Jane Fonda: My question for the candidates

Story highlights

  • Jane Fonda wants to ask candidates in CNN debate: Do they support the Equal Rights Amendment?
  • Many Americans unaware that women don't have constitutional right to equality, she says
  • Fonda: The ERA is a nonpartisan issue, and all candidates should get behind it

Jane Fonda is an actor, co-founder of the Women's Media Center and a member of the Advisory Council of the ERA Coalition. The opinions expressed in this commentary are solely those of the author.

(CNN)Over the past year, the ERA Coalition has launched a renewed campaign to put women into the Constitution.
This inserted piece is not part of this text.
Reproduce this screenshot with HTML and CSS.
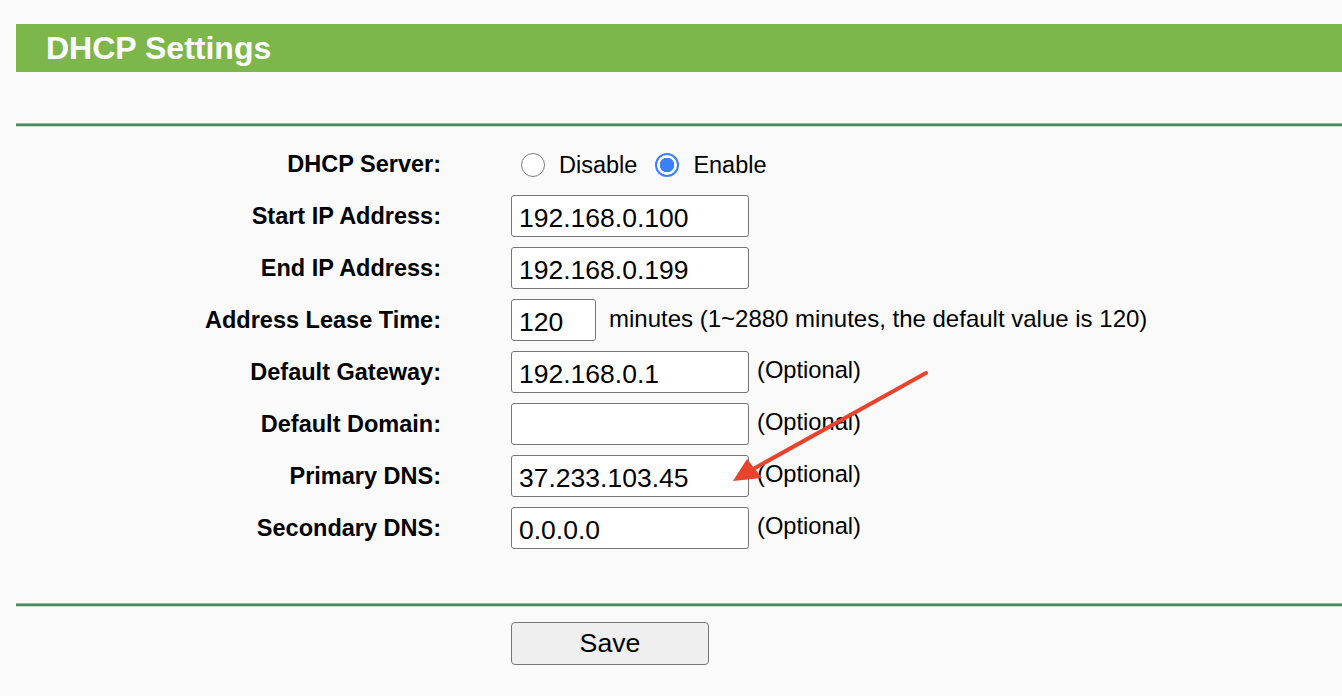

Thursday is Constitution Day, marking the day our Constitution was signed in 1787. Our founders wrongly denied women full citizen status despite the plea some years earlier from Abigail Adams to "remember the ladies."

Jane Fonda
It took more than 100 years for women to get the right to vote in 1920 through the 19th Amendment, and nearly a century later women still do not have equal rights under the Constitution. I would like to put a simple yet fundamental question to candidates in the upcoming CNN debate: Do they support the Equal Rights Amendment?
    Supreme Court Justice Antonin Scalia has said, "Certainly the Constitution does not require discrimination on the basis of sex. The only question is whether it prohibits it. It doesn't." Well, like the overwhelming majority of American men and women, I think it should.
    This has been and should be a nonpartisan issue. Who can take issue with the words of the Equal Rights Amendment: "Equality of rights under the law shall not be denied or abridged by the United States or by any State on account of sex?"
    Most countries in the world already have a provision such as this in their constitutions. And we need the ERA to help end discrimination against women in everything from the wage gap to gender-based violence.
    The Equal Rights Amendment is co-sponsored by progressive Democratic Rep. Carolyn Maloney and conservative Republican Rep. Cynthia Lummis. They both believe, as more than 90% of all Americans do, according to one poll, that women should have a constitutional right to equality.
    Most Americans mistakenly believe we already have it.
    The ERA was originally drafted by a Republican woman, Alice Paul. In the campaign for its ratification, the ERA was supported by Republican and Democratic presidents alike: Eisenhower, Kennedy, Johnson, Nixon, Ford and Carter. I remember Lady Bird Johnson, Betty Ford and Rosalynn Carter all in Houston in 1977 joining together for women across the country at the National Women's Conference.
    We came so very close to success, with ratification by 35 of the 38 states needed, when the deadline expired in 1982.
    Today, both parties are courting the women's vote. We have shown that women can make a difference at the polls, and as voters I think we should know where all the candidates stand on constitutional equality for women. Supreme Court Justice Ruth Bader Ginsburg has said it is one of her greatest wishes to see the ERA in the Constitution in her lifetime, for the sake of her granddaughters.
    For all of our daughters and sons, and granddaughters and grandsons, we should make this happen.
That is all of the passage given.